Rapat Dewan Gubernur (RDG)
Bank Indonesia pada tanggal 8 September 2011 memutuskan untuk
mempertahankan BI Rate sebesar 6,75%. Dalam rangka mendorong kegiatan di
pasar uang antar bank di tengah besarnya ekses likuiditas selama ini,
Bank Indonesia memperlebar batas bawah koridor suku bunga operasi
moneter yang semula 100 bps menjadi 150 bps di bawah BI rate.

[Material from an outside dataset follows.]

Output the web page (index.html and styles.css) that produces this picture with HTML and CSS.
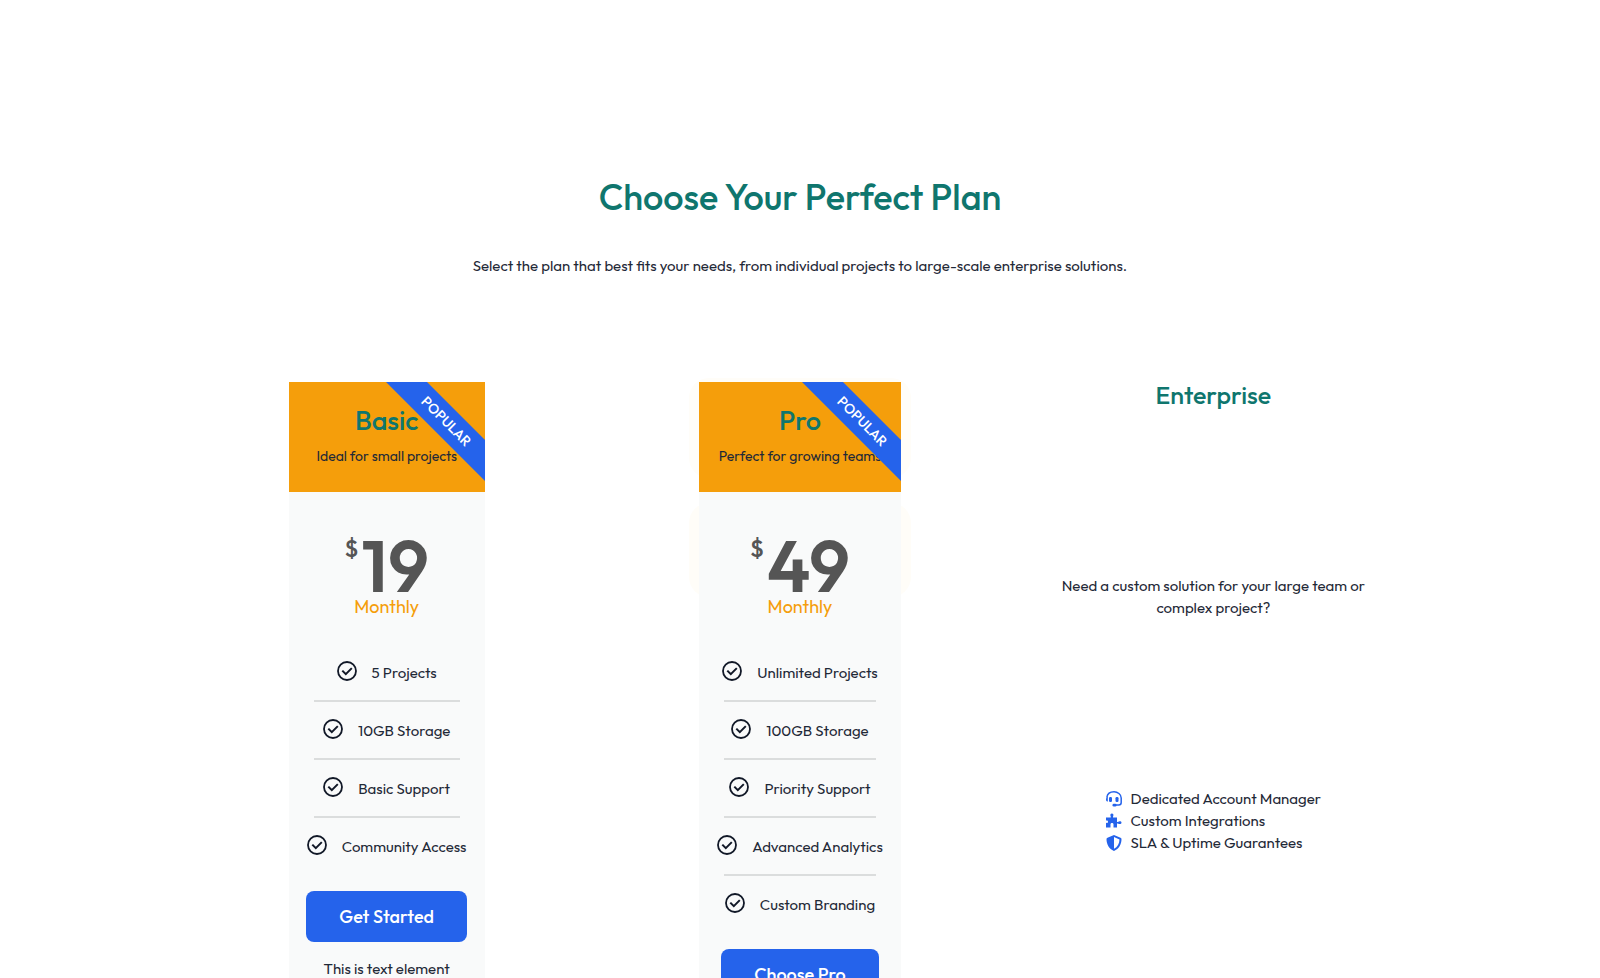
FILE: index.html
```html
<!DOCTYPE html>
<html lang="en">
<head>
  <meta charset="UTF-8" />
  <meta name="viewport" content="width=device-width, initial-scale=1.0" />
  <title>Choose Your Perfect Plan</title>
  <link rel="stylesheet" href="styles.css">
</head>
<body>
  <svg class="sprite" aria-hidden="true">
    <symbol id="check" viewBox="0 0 20 20">
      <circle cx="10" cy="10" r="9" fill="none" stroke="currentColor" stroke-width="1.8" />
      <path d="M5.300 9.600l3.500 3.500 6-6" fill="none" stroke="currentColor" stroke-width="2" />
    </symbol>
  </svg>

  <main class="container">
    <h1>Choose Your Perfect Plan</h1>
    <p class="intro">Select the plan that best fits your needs, from individual projects to large-scale enterprise solutions.</p>

    <div class="plans">
      <section class="plan">
        <div class="plan-header">
          <h2>Basic</h2>
          <p>Ideal for small projects</p>
          <span class="ribbon">POPULAR</span>
        </div>
        <div class="price"><sup>$</sup><span>19</span></div>
        <p class="period">Monthly</p>
        <ul class="features">
          <li><svg><use href="#check" /></svg>5 Projects</li>
          <li><svg><use href="#check" /></svg>10GB Storage</li>
          <li><svg><use href="#check" /></svg>Basic Support</li>
          <li><svg><use href="#check" /></svg>Community Access</li>
        </ul>
        <button type="button">Get Started</button>
        <p class="note">This is text element</p>
      </section>

      <div class="highlight">
        <section class="plan plan-pro">
          <div class="plan-header">
            <h2>Pro</h2>
            <p>Perfect for growing teams</p>
            <span class="ribbon">POPULAR</span>
          </div>
          <div class="price"><sup>$</sup><span>49</span></div>
          <p class="period">Monthly</p>
          <ul class="features">
            <li><svg><use href="#check" /></svg>Unlimited Projects</li>
            <li><svg><use href="#check" /></svg>100GB Storage</li>
            <li><svg><use href="#check" /></svg>Priority Support</li>
            <li><svg><use href="#check" /></svg>Advanced Analytics</li>
            <li><svg><use href="#check" /></svg>Custom Branding</li>
          </ul>
          <button type="button">Choose Pro</button>
        </section>
      </div>

      <section class="enterprise">
        <h2>Enterprise</h2>
        <p>Need a custom solution for your large team or complex project?</p>
        <ul>
          <li>
            <svg viewBox="0 0 16 16"><path d="M.8 6.500C1.400 2.800 4.400.8 8 .8s7.200 2.500 7.200 6.200v4.500a2.500 2.500 0 0 1-2.500 2.500H9" fill="none" stroke="currentColor" stroke-width="1.500" /><rect x="3" y="6" width="3" height="5" rx="1.200" /><rect x="9.500" y="6" width="3" height="5" rx="1.200" /><path d="M0 8.500C0 6.500 1 6 1.800 6v4.500C.8 10.500 0 10 0 8.500z" /><rect x="6.500" y="12.800" width="4" height="2.700" rx="1.300" /></svg>
            Dedicated Account Manager
          </li>
          <li>
            <svg viewBox="0 0 16 16"><path d="M0 4.500h4.200c.6 0 .8-.5.500-1C3.900 1.800 4.600.5 5.900.5s2 1.300 1.200 3c-.3.500-.1 1 .5 1H11v4c0 .5.400.6.900.4 1.700-1 3.600-.5 3.600.8s-1.900 1.800-3.600.8c-.5-.2-.9-.1-.9.400V14.500H7.500v-3c0-1-.6-1.500-1.500-1.500s-1.500.5-1.500 1.500v3H0V9.800c1.200.4 2-.2 2-1.100S1.200 7.200 0 7.600z" /></svg>
            Custom Integrations
          </li>
          <li>
            <svg viewBox="0 0 16 16"><path fill-rule="evenodd" d="M8 0l6.500 2.700c.6.200 1 .8 1 1.400C15.500 9.500 13 14 8 16 3 14 .5 9.500.5 4.100c0-.6.400-1.200 1-1.400zM8 2v11.800c3.500-1.800 5.400-5.200 5.500-9.400z" /></svg>
            SLA &amp; Uptime Guarantees
          </li>
        </ul>
      </section>
    </div>
  </main>
</body>
</html>
```
FILE: styles.css
```css
* {
  box-sizing: border-box;
}
body {
  font-family: Outfit, Lato, sans-serif;
  font-size: 15px;
  line-height: 22px;
  color: #1f2937;
  background: #fff;
  margin: 0;
}
h1, h2, p, ul {
  margin: 0;
  padding: 0;
}
ul {
  list-style: none;
}
.sprite {
  position: absolute;
  width: 0;
  height: 0;
}
.container {
  max-width: 1240px;
  margin: auto;
  padding-top: 172px;
  text-align: center;
}
h1, h2 {
  color: #0f766e;
  font-weight: 500;
}
h1 {
  font-size: 36px;
  line-height: 50px;
}
.intro {
  margin-top: 33px;
}
.plans {
  display: grid;
  grid-template-columns: repeat(3, 1fr);
  justify-items: center;
  align-items: start;
  margin-top: 105px;
}
.plan {
  position: relative;
  width: 196px;
  background: #f9fafa;
  padding-bottom: 24px;
}
.plan-pro {
  width: 202px;
}
.plan-header {
  position: relative;
  overflow: hidden;
  height: 110px;
  padding-top: 24px;
  background: #f59e0b;
}
h2 {
  font-size: 27px;
  line-height: 28px;
}
.plan-header p {
  margin-top: 11px;
  font-size: 14px;
}
.ribbon {
  position: absolute;
  top: 25px;
  right: -41px;
  width: 160px;
  background: #2563eb;
  color: #fff;
  font-size: 14px;
  font-weight: 500;
  line-height: 29px;
  transform: rotate(45deg);
}
.highlight {
  position: relative;
}
.highlight::before, .highlight::after {
  content: "";
  position: absolute;
  left: -10px;
  right: -10px;
  top: -4px;
  height: 100px;
  border-radius: 20px;
  background: #fffdf8;
}
.highlight::after {
  top: 121px;
  height: 94px;
}
.highlight .plan {
  z-index: 1;
}
.price {
  display: flex;
  justify-content: center;
  gap: 3px;
  margin-top: 42px;
  color: #555;
  font-size: 72px;
  font-weight: 600;
  line-height: 64px;
}
.price sup {
  font-size: 24px;
  font-weight: 500;
  line-height: 28px;
}
.period {
  color: #f59e0b;
  font-size: 18px;
  line-height: 18px;
}
.features {
  margin-top: 28px;
}
.features li {
  position: relative;
  display: flex;
  align-items: center;
  justify-content: center;
  gap: 15px;
  height: 58px;
  white-space: nowrap;
}
.features li + li::before {
  content: "";
  position: absolute;
  top: -2px;
  left: 25px;
  right: 25px;
  height: 2px;
  background: #dbdddd;
}
.features svg {
  width: 20px;
  height: 20px;
  margin-bottom: 4px;
  color: #111827;
}
button {
  height: 51px;
  margin-top: 15px;
  padding: 0 33px;
  border: none;
  border-radius: 8px;
  background: #2563eb;
  color: #fff;
  font-family: inherit;
  font-size: 18px;
  font-weight: 500;
  cursor: pointer;
}
.note {
  margin-top: 16px;
}
.enterprise h2 {
  font-size: 25px;
  line-height: 26px;
}
.enterprise p {
  max-width: 310px;
  margin-top: 167px;
}
.enterprise ul {
  width: fit-content;
  margin: 169px auto 0;
  text-align: left;
}
.enterprise li {
  display: flex;
  align-items: center;
  gap: 9px;
}
.enterprise svg {
  width: 16px;
  height: 16px;
  color: #2563eb;
  fill: currentColor;
}
```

Keputusan ini diambil dengan mempertimbangkan perlunya menjaga
stabilitas perekonomian di tengah meningkatnya ketidakpastian sistem
keuangan global yang dipicu masalah utang AS dan Eropa. Meskipun gejolak
yang ditimbulkan ketidakpastian perekonomian global masih terbatas,
Bank Indonesia terus mencermati dampak penurunan kinerja ekonomi dan
keuangan global terhadap kinerja perekonomian Indonesia ke depan. Dalam
kaitan ini, Bank Indonesia akan mengambil respon suku bunga serta bauran
kebijakan moneter dan makroprudensial lainnya untuk memitigasi potensi
penurunan kinerja perekonomian Indonesia tersebut dengan tetap
mengutamakan pencapaian sasaran inflasi, yaitu 5%±1% pada tahun 2011 dan
4,5%±1% pada tahun 2012. Bank Indonesia juga akan mempererat koordinasi
kebijakan dengan Pemerintah dalam rangka mengantisipasi dampak
penurunan ekonomi dan keuangan global tersebut.

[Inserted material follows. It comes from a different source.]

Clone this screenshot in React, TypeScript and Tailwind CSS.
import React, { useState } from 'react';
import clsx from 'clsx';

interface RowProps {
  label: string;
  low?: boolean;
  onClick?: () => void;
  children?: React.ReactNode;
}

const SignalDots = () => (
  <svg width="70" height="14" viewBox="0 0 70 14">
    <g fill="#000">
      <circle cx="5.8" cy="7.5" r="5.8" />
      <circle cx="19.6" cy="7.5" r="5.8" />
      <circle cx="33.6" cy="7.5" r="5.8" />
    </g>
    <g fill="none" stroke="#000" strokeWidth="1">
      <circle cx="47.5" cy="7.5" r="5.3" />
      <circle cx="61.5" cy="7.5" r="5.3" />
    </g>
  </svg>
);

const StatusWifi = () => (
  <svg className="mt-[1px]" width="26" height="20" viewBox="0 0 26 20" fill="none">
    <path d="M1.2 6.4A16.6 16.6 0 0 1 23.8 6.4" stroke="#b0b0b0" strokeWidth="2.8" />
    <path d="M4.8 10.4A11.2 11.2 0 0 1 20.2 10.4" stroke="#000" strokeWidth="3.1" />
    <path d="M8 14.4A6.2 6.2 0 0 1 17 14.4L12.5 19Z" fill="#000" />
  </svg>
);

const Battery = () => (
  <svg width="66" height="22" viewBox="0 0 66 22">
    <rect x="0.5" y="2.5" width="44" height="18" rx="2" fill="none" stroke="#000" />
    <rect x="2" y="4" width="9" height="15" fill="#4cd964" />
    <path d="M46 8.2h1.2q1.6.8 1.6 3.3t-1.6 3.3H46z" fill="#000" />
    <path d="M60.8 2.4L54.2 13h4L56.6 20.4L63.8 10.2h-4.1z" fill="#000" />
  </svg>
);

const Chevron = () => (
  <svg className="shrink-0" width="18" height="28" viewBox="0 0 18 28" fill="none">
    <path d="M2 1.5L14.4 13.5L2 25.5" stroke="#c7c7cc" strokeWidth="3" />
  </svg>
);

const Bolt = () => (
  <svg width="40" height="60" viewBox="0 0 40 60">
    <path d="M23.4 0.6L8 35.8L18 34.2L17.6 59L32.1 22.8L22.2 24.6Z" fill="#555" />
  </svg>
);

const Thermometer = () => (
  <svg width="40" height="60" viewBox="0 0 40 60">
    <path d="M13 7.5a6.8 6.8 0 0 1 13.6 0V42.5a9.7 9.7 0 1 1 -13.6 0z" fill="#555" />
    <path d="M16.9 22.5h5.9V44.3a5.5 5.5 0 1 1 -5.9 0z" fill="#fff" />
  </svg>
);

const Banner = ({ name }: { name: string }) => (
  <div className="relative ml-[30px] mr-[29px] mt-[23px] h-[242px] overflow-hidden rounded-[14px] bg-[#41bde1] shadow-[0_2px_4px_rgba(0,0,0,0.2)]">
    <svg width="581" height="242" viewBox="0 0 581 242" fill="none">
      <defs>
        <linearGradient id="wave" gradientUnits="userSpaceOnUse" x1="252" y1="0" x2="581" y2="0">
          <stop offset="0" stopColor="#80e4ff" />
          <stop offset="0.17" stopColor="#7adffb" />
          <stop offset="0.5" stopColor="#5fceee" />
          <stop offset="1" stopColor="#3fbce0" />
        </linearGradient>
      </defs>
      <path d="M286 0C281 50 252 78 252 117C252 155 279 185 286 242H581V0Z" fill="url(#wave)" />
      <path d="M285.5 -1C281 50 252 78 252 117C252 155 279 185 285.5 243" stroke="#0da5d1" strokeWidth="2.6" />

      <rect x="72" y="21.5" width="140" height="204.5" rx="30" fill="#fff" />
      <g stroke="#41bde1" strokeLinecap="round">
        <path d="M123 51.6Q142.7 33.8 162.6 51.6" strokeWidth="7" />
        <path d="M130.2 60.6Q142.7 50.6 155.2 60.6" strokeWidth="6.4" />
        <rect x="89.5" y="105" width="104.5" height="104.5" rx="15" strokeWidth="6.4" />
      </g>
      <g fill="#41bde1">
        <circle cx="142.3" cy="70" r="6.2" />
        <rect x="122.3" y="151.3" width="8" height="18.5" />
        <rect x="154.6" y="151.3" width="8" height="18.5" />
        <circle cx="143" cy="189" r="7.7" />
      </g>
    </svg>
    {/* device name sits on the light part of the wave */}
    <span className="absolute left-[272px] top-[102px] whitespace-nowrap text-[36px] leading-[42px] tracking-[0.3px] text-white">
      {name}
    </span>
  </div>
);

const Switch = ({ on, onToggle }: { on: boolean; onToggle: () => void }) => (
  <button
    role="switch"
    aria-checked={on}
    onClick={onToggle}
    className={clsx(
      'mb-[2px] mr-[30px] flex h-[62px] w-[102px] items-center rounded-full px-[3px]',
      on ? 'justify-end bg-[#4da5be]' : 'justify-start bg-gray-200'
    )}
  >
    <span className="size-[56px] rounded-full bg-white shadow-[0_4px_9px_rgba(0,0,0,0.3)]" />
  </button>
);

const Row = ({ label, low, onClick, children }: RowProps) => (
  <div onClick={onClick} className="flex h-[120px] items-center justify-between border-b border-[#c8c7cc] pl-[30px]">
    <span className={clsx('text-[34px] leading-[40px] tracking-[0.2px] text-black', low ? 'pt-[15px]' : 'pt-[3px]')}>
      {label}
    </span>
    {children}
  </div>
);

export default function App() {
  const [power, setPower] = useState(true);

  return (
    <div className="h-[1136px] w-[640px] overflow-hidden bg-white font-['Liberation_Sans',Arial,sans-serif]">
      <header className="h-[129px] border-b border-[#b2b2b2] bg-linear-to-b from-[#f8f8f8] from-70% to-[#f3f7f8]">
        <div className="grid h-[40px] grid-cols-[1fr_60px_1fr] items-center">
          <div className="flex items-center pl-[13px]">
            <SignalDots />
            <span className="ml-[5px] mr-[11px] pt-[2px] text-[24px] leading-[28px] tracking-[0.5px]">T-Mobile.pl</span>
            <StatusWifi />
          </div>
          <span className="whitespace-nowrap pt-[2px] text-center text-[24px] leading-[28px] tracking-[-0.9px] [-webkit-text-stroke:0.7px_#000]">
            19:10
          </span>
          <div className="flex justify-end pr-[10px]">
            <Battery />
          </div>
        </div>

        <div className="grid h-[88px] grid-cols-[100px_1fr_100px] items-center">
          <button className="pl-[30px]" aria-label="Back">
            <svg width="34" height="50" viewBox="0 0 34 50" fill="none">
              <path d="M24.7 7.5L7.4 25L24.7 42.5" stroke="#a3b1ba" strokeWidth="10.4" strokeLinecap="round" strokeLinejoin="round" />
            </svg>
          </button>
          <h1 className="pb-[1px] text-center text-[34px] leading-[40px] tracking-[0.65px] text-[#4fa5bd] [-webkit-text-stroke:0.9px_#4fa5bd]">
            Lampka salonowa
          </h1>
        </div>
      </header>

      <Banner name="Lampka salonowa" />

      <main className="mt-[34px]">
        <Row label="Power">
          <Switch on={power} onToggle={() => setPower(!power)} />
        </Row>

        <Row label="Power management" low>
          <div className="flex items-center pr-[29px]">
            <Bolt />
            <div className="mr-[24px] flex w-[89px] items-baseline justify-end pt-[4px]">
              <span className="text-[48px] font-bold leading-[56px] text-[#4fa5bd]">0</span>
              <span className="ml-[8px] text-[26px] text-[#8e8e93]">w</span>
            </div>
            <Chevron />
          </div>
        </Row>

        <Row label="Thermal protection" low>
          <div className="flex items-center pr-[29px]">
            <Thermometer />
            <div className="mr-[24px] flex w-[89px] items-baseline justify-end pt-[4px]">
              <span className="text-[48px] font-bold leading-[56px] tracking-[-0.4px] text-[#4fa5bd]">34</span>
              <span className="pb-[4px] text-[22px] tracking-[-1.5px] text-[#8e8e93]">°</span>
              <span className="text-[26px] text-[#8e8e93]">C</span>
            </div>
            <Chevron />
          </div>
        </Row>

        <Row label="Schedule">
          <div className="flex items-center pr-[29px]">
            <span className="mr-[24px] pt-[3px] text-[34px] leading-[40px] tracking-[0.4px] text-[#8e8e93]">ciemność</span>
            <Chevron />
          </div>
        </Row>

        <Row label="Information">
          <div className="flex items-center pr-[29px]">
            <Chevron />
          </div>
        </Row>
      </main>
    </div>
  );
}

Dewan Gubernur menilai bahwa sejauh ini
kinerja perekonomian domestik menunjukkan ketahanan yang baik di tengah
meningkatnya kekhawatiran terhadap prospek ekonomi dunia.
Pertumbuhan ekonomi triwulan III-2011 diprakirakan akan mencapai 6,6%,
ditopang oleh ekspor, konsumsi dan investasi. Ekspor diprakirakan masih
tumbuh cukup tinggi sejalan dengan prakiraan masih tingginya realisasi
perdagangan dunia serta harga komoditas internasional. Namun selanjutnya
pengaruh penurunan pertumbuhan ekonomi global diprakirakan akan mulai
terasa pada kinerja ekspor Indonesia. Di sisi lain, konsumsi masih tetap
kuat sejalan dengan optimisme konsumen dan prakiraan peningkatan
belanja Pemerintah sebagaimana pola historisnya. Sementara itu, kegiatan
investasi juga meningkat, didukung oleh perkembangan proyek
infrastruktur dan kebijakan Pemerintah mendukung investasi. Secara
sektoral, kontribusi terbesar terhadap pertumbuhan ekonomi masih berasal
dari sektor perdagangan, hotel & restoran, sektor transportasi
& komunikasi, dan sektor industri.
Neraca Pembayaran Indonesia (NPI) pada
triwulan III-2011 diprakirakan mengalami surplus yang lebih rendah dari
triwulan sebelumnya. Impor diperkirakan akan terus
terakselerasi seiring dengan kegiatan ekonomi domestik yang meningkat,
sehingga tekanan terhadap transaksi berjalan cenderung meningkat. Namun,
hal tersebut masih dapat diimbangi oleh surplus transaksi modal dan
finansial, meskipun sempat mengalami tekanan akibat perkembangan situasi
global. Sejalan dengan itu, cadangan devisa pada akhir Agustus 2011
tercatat sebesar 124,6 miliar dolar AS, atau setara dengan 7,1 bulan
impor dan pembayaran utang luar negeri Pemerintah.
Nilai tukar Rupiah cenderung menguat meskipun relatif terbatas.
Pada bulan Agustus 2011, nilai tukar Rupiah secara rata-rata menguat
tipis 0,05% ke level Rp 8.525 per dolar AS dengan volatilitas yang
menurun, meskipun sempat tertekan oleh faktor sentimen global terkait
kekhawatiran terhadap prospek ekonomi AS dan Eropa. Penguatan Rupiah
masih ditopang oleh fundamental ekonomi domestik yang kuat dan imbal
hasil yang menarik. Bank Indonesia terus memonitor perkembangan nilai
tukar Rupiah dan memastikan kecukupan likuiditas Rupiah dan valas yang
diperlukan untuk menjaga keseimbangan pasar domestik.